> **GIVEN PROBLEM**
Locate the string "React" in the records below. Copy every line where it occurs.

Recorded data
######

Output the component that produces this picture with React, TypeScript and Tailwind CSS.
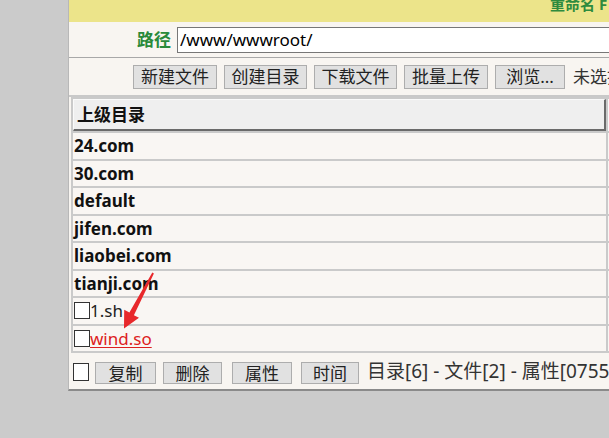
import React from 'react';

const font = { fontFamily: '"Noto Sans", "Noto Sans CJK SC", sans-serif' };

const topButtons = [
  { label: '新建文件', w: 'w-[84px]' },
  { label: '创建目录', w: 'w-[83px]' },
  { label: '下载文件', w: 'w-[83px]' },
  { label: '批量上传', w: 'w-[84px]' },
  { label: '浏览...', w: 'w-[70px]' },
];

const footerButtons = [
  { label: '复制', cls: 'w-[61px]' },
  { label: '删除', cls: 'w-[59px] ml-[7px]' },
  { label: '属性', cls: 'w-[60px] ml-[10px]' },
  { label: '时间', cls: 'w-[58px] ml-[9px]' },
];

const dirs = ['24.com', '30.com', 'default', 'jifen.com', 'liaobei.com', 'tianji.com'];

const Check = () => (
  <span className="inline-block w-[16px] h-[17px] border border-[#333] bg-white shrink-0" />
);

export default function App() {
  return (
    <div className="relative w-[609px] h-[438px] overflow-hidden bg-[#cbcbcb]" style={font}>
      <div className="ml-[68px] w-[640px] bg-[#f8f5f1] border-l border-[#b8b8b8] border-b-2 border-b-[#8a8a8a]">
        {/* yellow title band */}
        <div className="h-[22px] bg-[#ece48a] overflow-hidden">
          <div className="pl-[481px] -mt-[4px] text-[15px] font-bold text-[#2e8b3e] leading-[16px] whitespace-nowrap">
            重命名 F
          </div>
        </div>

        {/* path row */}
        <div className="h-[36px] flex items-start border-b border-[#a8a8a8]">
          <span className="ml-[68px] mt-[7px] text-[17px] font-bold text-[#2a8a3a] leading-[22px]">路径</span>
          <div className="ml-[6px] mt-[5px] h-[26px] w-[480px] bg-white border border-[#777] flex items-center pl-[2px] text-[17px] text-black">
            /www/wwwroot/
          </div>
        </div>

        {/* buttons row */}
        <div className="h-[39px] flex items-start pt-[7px] pl-[64px] gap-[7px] border-b-2 border-[#c9c9c9]">
          {topButtons.map(b => (
            <button
              key={b.label}
              className={`${b.w} h-[24px] bg-[#e1e1e1] border border-[#adadad] text-[17px] leading-[20px] text-[#222] flex items-center justify-center`}
            >
              {b.label}
            </button>
          ))}
          <span className="text-[17px] leading-[24px] text-[#333] whitespace-nowrap ml-[1px]">未选择</span>
        </div>

        {/* listing table */}
        <div className="ml-[2px] bg-[#cacaca] p-[2px] flex flex-col gap-[2px]">
          <div className="flex gap-[2px]">
            <div className="w-[533px] h-[32px] bg-[#efefef] border-t border-l border-[#fafafa] border-r-2 border-b-2 border-r-[#6a6a6a] border-b-[#6a6a6a] flex items-center pl-[3px] text-[17px] font-bold text-[#111]">
              上级目录
            </div>
            <div className="w-[60px] h-[32px] bg-[#efefef] border-l border-[#fafafa]" />
          </div>
          {dirs.map(d => (
            <div key={d} className="flex gap-[2px]">
              <div className="w-[533px] h-[25.5px] bg-[#f9f6f3] flex items-center pl-[1px] text-[17px] font-bold text-[#111]">
                {d}
              </div>
              <div className="w-[60px] h-[25.5px] bg-[#f9f6f3]" />
            </div>
          ))}
          <div className="flex gap-[2px]">
            <div className="w-[533px] h-[25.5px] bg-[#f9f6f3] flex items-center pl-[1px] text-[17px] text-[#222]">
              <Check />
              <span>1.sh</span>
            </div>
            <div className="w-[60px] h-[25.5px] bg-[#f9f6f3]" />
          </div>
          <div className="flex gap-[2px]">
            <div className="w-[533px] h-[25.5px] bg-[#f9f6f3] flex items-center pl-[1px] text-[17px]">
              <Check />
              <span className="text-[#dd2020] underline underline-offset-2">wind.so</span>
            </div>
            <div className="w-[60px] h-[25.5px] bg-[#f9f6f3]" />
          </div>
        </div>

        {/* footer */}
        <div className="h-[36px] flex items-start pt-[9px] pl-[4px]">
          <span className="mt-[1px] inline-block w-[16px] h-[18px] border border-[#333] bg-white" />
          <div className="ml-[6px] flex">
            {footerButtons.map(b => (
              <button
                key={b.label}
                className={`${b.cls} h-[22px] bg-[#e1e1e1] border border-[#adadad] text-[17px] leading-[20px] text-[#222] flex items-center justify-center pt-[2px]`}
              >
                {b.label}
              </button>
            ))}
          </div>
          <span className="ml-[8px] -mt-[4px] text-[19px] leading-[26px] text-[#333] whitespace-nowrap">
            目录[6] - 文件[2] - 属性[0755]
          </span>
        </div>
      </div>

      {/* red annotation arrow */}
      <svg className="absolute inset-0 pointer-events-none" width="609" height="438" viewBox="0 0 609 438">
        <polygon
          points="152.3,272.6 153.9,273.4 133.9,315.2 139,317.8 124,328.5 124.2,309.8 129.4,312.6"
          fill="#e8282b"
        />
      </svg>
    </div>
  );
}
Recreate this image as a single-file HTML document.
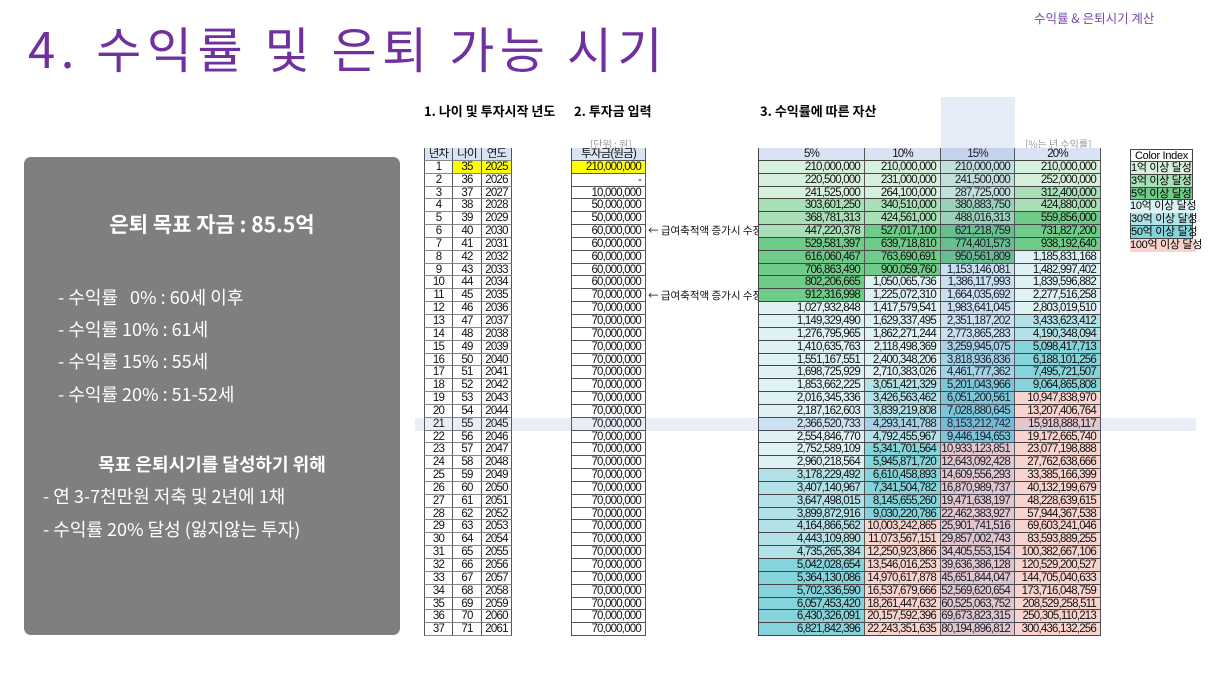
<!DOCTYPE html>
<html><head><meta charset="utf-8">
<style>
*{margin:0;padding:0;box-sizing:border-box}
body{width:1216px;height:684px;background:#fff;position:relative;overflow:hidden;font-family:"Liberation Sans","Noto Sans CJK KR",sans-serif}
.t{position:absolute;left:28px;top:14px;font-size:49px;color:#7030a0;font-family:"Noto Sans CJK KR",sans-serif;font-weight:400;letter-spacing:5.5px;line-height:68px;white-space:nowrap}
.tr{position:absolute;left:1034px;top:8px;font-size:12.5px;color:#7a4aa8;font-family:"Noto Sans CJK KR",sans-serif}
.panel{position:absolute;left:24px;top:157px;width:376px;height:478px;background:#7f7f7f;border-radius:7px;color:#fff;font-family:"Noto Sans CJK KR",sans-serif}
.panel div{position:absolute;white-space:nowrap}
.h{font-size:21px;font-weight:bold;left:0;right:0;text-align:center}
.li{font-size:18px;left:34px}
.sec{position:absolute;top:101px;font-size:13px;font-weight:bold;font-family:"Noto Sans CJK KR",sans-serif;color:#000}
.sm{position:absolute;font-size:10px;color:#999;font-family:"Noto Sans CJK KR",sans-serif}
.tb{position:absolute;font-size:11.5px;letter-spacing:-0.8px;color:#111;font-family:"Liberation Sans","Noto Sans CJK KR",sans-serif}
.tb .r{display:flex;height:12.85px;line-height:12.5px}
.tb i{font-style:normal;display:block;border-right:1px solid #555;border-bottom:1px solid #888;height:12.85px;overflow:hidden;white-space:nowrap}
.L{left:424px;top:148px}
.L i{text-align:center}
.L i:nth-child(1){width:29px;border-left:1px solid #555}
.L i:nth-child(2){width:29px}
.L i:nth-child(3){width:30px}
.M{left:571px;top:148px}
.M i{width:75px;text-align:right;padding-right:4px;border-left:1px solid #555;border-bottom:1px solid #555}
.R{left:758px;top:148px}
.R i{text-align:right;padding-right:4px;border-bottom:1px solid #444}
.R i:nth-child(1){width:107px;border-left:1px solid #444}
.R i:nth-child(2){width:76px}
.R i:nth-child(3){width:74px}
.R i:nth-child(4){width:86px}
.hd i{background:#dae3f3;text-align:center!important;padding:0!important}
.y{background:#ffff00}
.g1{background:#d6f0dc}.g2{background:#a9dfb6}.g3{background:#6fcb88}
.c1{background:#def2f5}.c2{background:#b2e2e8}.c3{background:#86d4db}.p{background:#f9d4cf}
.ann{position:absolute;left:648px;font-size:10.5px;font-family:"Noto Sans CJK KR",sans-serif;color:#111}
.CI{position:absolute;left:1130px;top:149px;font-size:11px;letter-spacing:-0.3px;font-family:"Liberation Sans","Noto Sans CJK KR",sans-serif}
.CI div{height:12.85px;line-height:12.5px;width:63px;white-space:nowrap;border:1px solid #444;border-top:none}
</style></head><body>
<div class="t">4. 수익률 및 은퇴 가능 시기</div>
<div class="tr">수익률 &amp; 은퇴시기 계산</div>

<div class="panel">
<div class="h" style="top:52px">은퇴 목표 자금 : 85.5억</div>
<div class="li" style="top:127px">- 수익률 &nbsp; 0% : 60세 이후</div>
<div class="li" style="top:159px">- 수익률 10% : 61세</div>
<div class="li" style="top:191px">- 수익률 15% : 55세</div>
<div class="li" style="top:224px">- 수익률 20% : 51-52세</div>
<div class="h" style="top:294px;font-size:18px">목표 은퇴시기를 달성하기 위해</div>
<div class="li" style="top:326px;left:19px">- 연 3-7천만원 저축 및 2년에 1채</div>
<div class="li" style="top:359px;left:19px">- 수익률 20% 달성 (잃지않는 투자)</div>
</div>

<div style="position:absolute;left:941px;top:97px;width:74px;height:52px;background:#e6ecf7"></div>

<div class="sec" style="left:424px">1. 나이 및 투자시작 년도</div>
<div class="sec" style="left:574px">2. 투자금 입력</div>
<div class="sec" style="left:760px">3. 수익률에 따른 자산</div>
<div class="sm" style="left:590px;top:136px">[단위 : 원]</div>
<div class="sm" style="left:1025px;top:136px">[%는 년 수익률]</div>

<div class="tb L">
<div class="r hd"><i>년차</i><i>나이</i><i>연도</i></div>
<div class="r"><i>1</i><i class="y">35</i><i class="y">2025</i></div>
<div class="r"><i>2</i><i>36</i><i>2026</i></div>
<div class="r"><i>3</i><i>37</i><i>2027</i></div>
<div class="r"><i>4</i><i>38</i><i>2028</i></div>
<div class="r"><i>5</i><i>39</i><i>2029</i></div>
<div class="r"><i>6</i><i>40</i><i>2030</i></div>
<div class="r"><i>7</i><i>41</i><i>2031</i></div>
<div class="r"><i>8</i><i>42</i><i>2032</i></div>
<div class="r"><i>9</i><i>43</i><i>2033</i></div>
<div class="r"><i>10</i><i>44</i><i>2034</i></div>
<div class="r"><i>11</i><i>45</i><i>2035</i></div>
<div class="r"><i>12</i><i>46</i><i>2036</i></div>
<div class="r"><i>13</i><i>47</i><i>2037</i></div>
<div class="r"><i>14</i><i>48</i><i>2038</i></div>
<div class="r"><i>15</i><i>49</i><i>2039</i></div>
<div class="r"><i>16</i><i>50</i><i>2040</i></div>
<div class="r"><i>17</i><i>51</i><i>2041</i></div>
<div class="r"><i>18</i><i>52</i><i>2042</i></div>
<div class="r"><i>19</i><i>53</i><i>2043</i></div>
<div class="r"><i>20</i><i>54</i><i>2044</i></div>
<div class="r"><i>21</i><i>55</i><i>2045</i></div>
<div class="r"><i>22</i><i>56</i><i>2046</i></div>
<div class="r"><i>23</i><i>57</i><i>2047</i></div>
<div class="r"><i>24</i><i>58</i><i>2048</i></div>
<div class="r"><i>25</i><i>59</i><i>2049</i></div>
<div class="r"><i>26</i><i>60</i><i>2050</i></div>
<div class="r"><i>27</i><i>61</i><i>2051</i></div>
<div class="r"><i>28</i><i>62</i><i>2052</i></div>
<div class="r"><i>29</i><i>63</i><i>2053</i></div>
<div class="r"><i>30</i><i>64</i><i>2054</i></div>
<div class="r"><i>31</i><i>65</i><i>2055</i></div>
<div class="r"><i>32</i><i>66</i><i>2056</i></div>
<div class="r"><i>33</i><i>67</i><i>2057</i></div>
<div class="r"><i>34</i><i>68</i><i>2058</i></div>
<div class="r"><i>35</i><i>69</i><i>2059</i></div>
<div class="r"><i>36</i><i>70</i><i>2060</i></div>
<div class="r"><i>37</i><i>71</i><i>2061</i></div>
</div>

<div class="tb M">
<div class="r hd"><i>투자금(원금)</i></div>
<div class="r"><i class="y">210,000,000</i></div>
<div class="r"><i>-</i></div>
<div class="r"><i>10,000,000</i></div>
<div class="r"><i>50,000,000</i></div>
<div class="r"><i>50,000,000</i></div>
<div class="r"><i>60,000,000</i></div>
<div class="r"><i>60,000,000</i></div>
<div class="r"><i>60,000,000</i></div>
<div class="r"><i>60,000,000</i></div>
<div class="r"><i>60,000,000</i></div>
<div class="r"><i>70,000,000</i></div>
<div class="r"><i>70,000,000</i></div>
<div class="r"><i>70,000,000</i></div>
<div class="r"><i>70,000,000</i></div>
<div class="r"><i>70,000,000</i></div>
<div class="r"><i>70,000,000</i></div>
<div class="r"><i>70,000,000</i></div>
<div class="r"><i>70,000,000</i></div>
<div class="r"><i>70,000,000</i></div>
<div class="r"><i>70,000,000</i></div>
<div class="r"><i>70,000,000</i></div>
<div class="r"><i>70,000,000</i></div>
<div class="r"><i>70,000,000</i></div>
<div class="r"><i>70,000,000</i></div>
<div class="r"><i>70,000,000</i></div>
<div class="r"><i>70,000,000</i></div>
<div class="r"><i>70,000,000</i></div>
<div class="r"><i>70,000,000</i></div>
<div class="r"><i>70,000,000</i></div>
<div class="r"><i>70,000,000</i></div>
<div class="r"><i>70,000,000</i></div>
<div class="r"><i>70,000,000</i></div>
<div class="r"><i>70,000,000</i></div>
<div class="r"><i>70,000,000</i></div>
<div class="r"><i>70,000,000</i></div>
<div class="r"><i>70,000,000</i></div>
<div class="r"><i>70,000,000</i></div>
</div>
<div class="ann" style="top:223px">← 급여축적액 증가시 수정</div>
<div class="ann" style="top:288px">← 급여축적액 증가시 수정</div>

<div class="tb R">
<div class="r hd"><i>5%</i><i>10%</i><i>15%</i><i>20%</i></div>
<div class="r"><i class="g1">210,000,000</i><i class="g1">210,000,000</i><i class="g1">210,000,000</i><i class="g1">210,000,000</i></div>
<div class="r"><i class="g1">220,500,000</i><i class="g1">231,000,000</i><i class="g1">241,500,000</i><i class="g1">252,000,000</i></div>
<div class="r"><i class="g1">241,525,000</i><i class="g1">264,100,000</i><i class="g1">287,725,000</i><i class="g2">312,400,000</i></div>
<div class="r"><i class="g2">303,601,250</i><i class="g2">340,510,000</i><i class="g2">380,883,750</i><i class="g2">424,880,000</i></div>
<div class="r"><i class="g2">368,781,313</i><i class="g2">424,561,000</i><i class="g2">488,016,313</i><i class="g3">559,856,000</i></div>
<div class="r"><i class="g2">447,220,378</i><i class="g3">527,017,100</i><i class="g3">621,218,759</i><i class="g3">731,827,200</i></div>
<div class="r"><i class="g3">529,581,397</i><i class="g3">639,718,810</i><i class="g3">774,401,573</i><i class="g3">938,192,640</i></div>
<div class="r"><i class="g3">616,060,467</i><i class="g3">763,690,691</i><i class="g3">950,561,809</i><i class="c1">1,185,831,168</i></div>
<div class="r"><i class="g3">706,863,490</i><i class="g3">900,059,760</i><i class="c1">1,153,146,081</i><i class="c1">1,482,997,402</i></div>
<div class="r"><i class="g3">802,206,665</i><i class="c1">1,050,065,736</i><i class="c1">1,386,117,993</i><i class="c1">1,839,596,882</i></div>
<div class="r"><i class="g3">912,316,998</i><i class="c1">1,225,072,310</i><i class="c1">1,664,035,692</i><i class="c1">2,277,516,258</i></div>
<div class="r"><i class="c1">1,027,932,848</i><i class="c1">1,417,579,541</i><i class="c1">1,983,641,045</i><i class="c1">2,803,019,510</i></div>
<div class="r"><i class="c1">1,149,329,490</i><i class="c1">1,629,337,495</i><i class="c1">2,351,187,202</i><i class="c2">3,433,623,412</i></div>
<div class="r"><i class="c1">1,276,795,965</i><i class="c1">1,862,271,244</i><i class="c1">2,773,865,283</i><i class="c2">4,190,348,094</i></div>
<div class="r"><i class="c1">1,410,635,763</i><i class="c1">2,118,498,369</i><i class="c2">3,259,945,075</i><i class="c3">5,098,417,713</i></div>
<div class="r"><i class="c1">1,551,167,551</i><i class="c1">2,400,348,206</i><i class="c2">3,818,936,836</i><i class="c3">6,188,101,256</i></div>
<div class="r"><i class="c1">1,698,725,929</i><i class="c1">2,710,383,026</i><i class="c2">4,461,777,362</i><i class="c3">7,495,721,507</i></div>
<div class="r"><i class="c1">1,853,662,225</i><i class="c2">3,051,421,329</i><i class="c3">5,201,043,966</i><i class="c3">9,064,865,808</i></div>
<div class="r"><i class="c1">2,016,345,336</i><i class="c2">3,426,563,462</i><i class="c3">6,051,200,561</i><i class="p">10,947,838,970</i></div>
<div class="r"><i class="c1">2,187,162,603</i><i class="c2">3,839,219,808</i><i class="c3">7,028,880,645</i><i class="p">13,207,406,764</i></div>
<div class="r"><i class="c1">2,366,520,733</i><i class="c2">4,293,141,788</i><i class="c3">8,153,212,742</i><i class="p">15,918,888,117</i></div>
<div class="r"><i class="c1">2,554,846,770</i><i class="c2">4,792,455,967</i><i class="c3">9,446,194,653</i><i class="p">19,172,665,740</i></div>
<div class="r"><i class="c1">2,752,589,109</i><i class="c3">5,341,701,564</i><i class="p">10,933,123,851</i><i class="p">23,077,198,888</i></div>
<div class="r"><i class="c1">2,960,218,564</i><i class="c3">5,945,871,720</i><i class="p">12,643,092,428</i><i class="p">27,762,638,666</i></div>
<div class="r"><i class="c2">3,178,229,492</i><i class="c3">6,610,458,893</i><i class="p">14,609,556,293</i><i class="p">33,385,166,399</i></div>
<div class="r"><i class="c2">3,407,140,967</i><i class="c3">7,341,504,782</i><i class="p">16,870,989,737</i><i class="p">40,132,199,679</i></div>
<div class="r"><i class="c2">3,647,498,015</i><i class="c3">8,145,655,260</i><i class="p">19,471,638,197</i><i class="p">48,228,639,615</i></div>
<div class="r"><i class="c2">3,899,872,916</i><i class="c3">9,030,220,786</i><i class="p">22,462,383,927</i><i class="p">57,944,367,538</i></div>
<div class="r"><i class="c2">4,164,866,562</i><i class="p">10,003,242,865</i><i class="p">25,901,741,516</i><i class="p">69,603,241,046</i></div>
<div class="r"><i class="c2">4,443,109,890</i><i class="p">11,073,567,151</i><i class="p">29,857,002,743</i><i class="p">83,593,889,255</i></div>
<div class="r"><i class="c2">4,735,265,384</i><i class="p">12,250,923,866</i><i class="p">34,405,553,154</i><i class="p">100,382,667,106</i></div>
<div class="r"><i class="c3">5,042,028,654</i><i class="p">13,546,016,253</i><i class="p">39,636,386,128</i><i class="p">120,529,200,527</i></div>
<div class="r"><i class="c3">5,364,130,086</i><i class="p">14,970,617,878</i><i class="p">45,651,844,047</i><i class="p">144,705,040,633</i></div>
<div class="r"><i class="c3">5,702,336,590</i><i class="p">16,537,679,666</i><i class="p">52,569,620,654</i><i class="p">173,716,048,759</i></div>
<div class="r"><i class="c3">6,057,453,420</i><i class="p">18,261,447,632</i><i class="p">60,525,063,752</i><i class="p">208,529,258,511</i></div>
<div class="r"><i class="c3">6,430,326,091</i><i class="p">20,157,592,396</i><i class="p">69,673,823,315</i><i class="p">250,305,110,213</i></div>
<div class="r"><i class="c3">6,821,842,396</i><i class="p">22,243,351,635</i><i class="p">80,194,896,812</i><i class="p">300,436,132,256</i></div>
</div>

<div style="position:absolute;left:941px;top:148px;width:74px;height:488px;background:rgba(70,110,200,0.13)"></div>
<div style="position:absolute;left:415px;top:418px;width:781px;height:13px;background:rgba(70,110,200,0.12)"></div>

<div class="CI">
<div style="border-top:1px solid #444;text-align:center">Color Index</div>
<div class="g1">1억 이상 달성</div>
<div class="g2">3억 이상 달성</div>
<div class="g3">5억 이상 달성</div>
<div class="c1" style="border:none">10억 이상 달성</div>
<div class="c2">30억 이상 달성</div>
<div class="c3">50억 이상 달성</div>
<div class="p" style="border:none;width:66px">100억 이상 달성</div>
</div>
</body></html>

######

> **ANSWER**
Output the component that produces this picture with React, TypeScript and Tailwind CSS.
import React from 'react';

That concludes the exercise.